- Task requirements -
Give the listing again in full, exactly as written.

- Data lines -
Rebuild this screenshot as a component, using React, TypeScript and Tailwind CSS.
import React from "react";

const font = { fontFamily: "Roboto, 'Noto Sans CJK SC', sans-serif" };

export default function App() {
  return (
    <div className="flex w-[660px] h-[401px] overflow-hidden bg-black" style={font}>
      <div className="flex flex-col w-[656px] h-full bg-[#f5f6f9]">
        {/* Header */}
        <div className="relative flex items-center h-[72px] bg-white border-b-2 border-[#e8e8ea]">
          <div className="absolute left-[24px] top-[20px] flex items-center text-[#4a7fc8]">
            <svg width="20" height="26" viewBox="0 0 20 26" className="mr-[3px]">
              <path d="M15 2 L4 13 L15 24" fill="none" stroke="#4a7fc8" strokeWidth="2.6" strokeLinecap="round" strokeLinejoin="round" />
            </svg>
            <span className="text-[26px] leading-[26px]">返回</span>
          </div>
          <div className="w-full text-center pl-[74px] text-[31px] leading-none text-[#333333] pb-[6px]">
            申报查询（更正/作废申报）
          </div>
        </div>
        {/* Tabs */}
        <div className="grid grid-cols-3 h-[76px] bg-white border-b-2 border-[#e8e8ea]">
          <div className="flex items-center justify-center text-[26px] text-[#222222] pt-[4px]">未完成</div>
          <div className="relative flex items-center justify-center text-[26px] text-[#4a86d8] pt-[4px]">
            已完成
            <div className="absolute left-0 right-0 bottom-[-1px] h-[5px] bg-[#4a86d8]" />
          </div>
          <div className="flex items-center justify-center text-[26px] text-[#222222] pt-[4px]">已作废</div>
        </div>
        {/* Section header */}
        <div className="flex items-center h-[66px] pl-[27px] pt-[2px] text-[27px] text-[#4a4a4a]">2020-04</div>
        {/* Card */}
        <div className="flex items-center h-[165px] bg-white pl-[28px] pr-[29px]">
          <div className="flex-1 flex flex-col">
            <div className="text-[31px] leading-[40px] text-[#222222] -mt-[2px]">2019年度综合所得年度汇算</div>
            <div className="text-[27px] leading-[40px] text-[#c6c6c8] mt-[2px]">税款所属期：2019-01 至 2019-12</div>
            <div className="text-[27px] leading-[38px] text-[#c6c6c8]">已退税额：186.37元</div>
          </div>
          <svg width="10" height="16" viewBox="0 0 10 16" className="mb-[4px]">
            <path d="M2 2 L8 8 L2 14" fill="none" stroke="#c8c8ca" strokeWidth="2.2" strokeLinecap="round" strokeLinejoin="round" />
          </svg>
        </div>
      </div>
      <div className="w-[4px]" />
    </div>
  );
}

- Written response -
Rebuild this screenshot as a component, using React, TypeScript and Tailwind CSS.
import React from "react";

const font = { fontFamily: "Roboto, 'Noto Sans CJK SC', sans-serif" };

export default function App() {
  return (
    <div className="flex w-[660px] h-[401px] overflow-hidden bg-black" style={font}>
      <div className="flex flex-col w-[656px] h-full bg-[#f5f6f9]">
        {/* Header */}
        <div className="relative flex items-center h-[72px] bg-white border-b-2 border-[#e8e8ea]">
          <div className="absolute left-[24px] top-[20px] flex items-center text-[#4a7fc8]">
            <svg width="20" height="26" viewBox="0 0 20 26" className="mr-[3px]">
              <path d="M15 2 L4 13 L15 24" fill="none" stroke="#4a7fc8" strokeWidth="2.6" strokeLinecap="round" strokeLinejoin="round" />
            </svg>
            <span className="text-[26px] leading-[26px]">返回</span>
          </div>
          <div className="w-full text-center pl-[74px] text-[31px] leading-none text-[#333333] pb-[6px]">
            申报查询（更正/作废申报）
          </div>
        </div>
        {/* Tabs */}
        <div className="grid grid-cols-3 h-[76px] bg-white border-b-2 border-[#e8e8ea]">
          <div className="flex items-center justify-center text-[26px] text-[#222222] pt-[4px]">未完成</div>
          <div className="relative flex items-center justify-center text-[26px] text-[#4a86d8] pt-[4px]">
            已完成
            <div className="absolute left-0 right-0 bottom-[-1px] h-[5px] bg-[#4a86d8]" />
          </div>
          <div className="flex items-center justify-center text-[26px] text-[#222222] pt-[4px]">已作废</div>
        </div>
        {/* Section header */}
        <div className="flex items-center h-[66px] pl-[27px] pt-[2px] text-[27px] text-[#4a4a4a]">2020-04</div>
        {/* Card */}
        <div className="flex items-center h-[165px] bg-white pl-[28px] pr-[29px]">
          <div className="flex-1 flex flex-col">
            <div className="text-[31px] leading-[40px] text-[#222222] -mt-[2px]">2019年度综合所得年度汇算</div>
            <div className="text-[27px] leading-[40px] text-[#c6c6c8] mt-[2px]">税款所属期：2019-01 至 2019-12</div>
            <div className="text-[27px] leading-[38px] text-[#c6c6c8]">已退税额：186.37元</div>
          </div>
          <svg width="10" height="16" viewBox="0 0 10 16" className="mb-[4px]">
            <path d="M2 2 L8 8 L2 14" fill="none" stroke="#c8c8ca" strokeWidth="2.2" strokeLinecap="round" strokeLinejoin="round" />
          </svg>
        </div>
      </div>
      <div className="w-[4px]" />
    </div>
  );
}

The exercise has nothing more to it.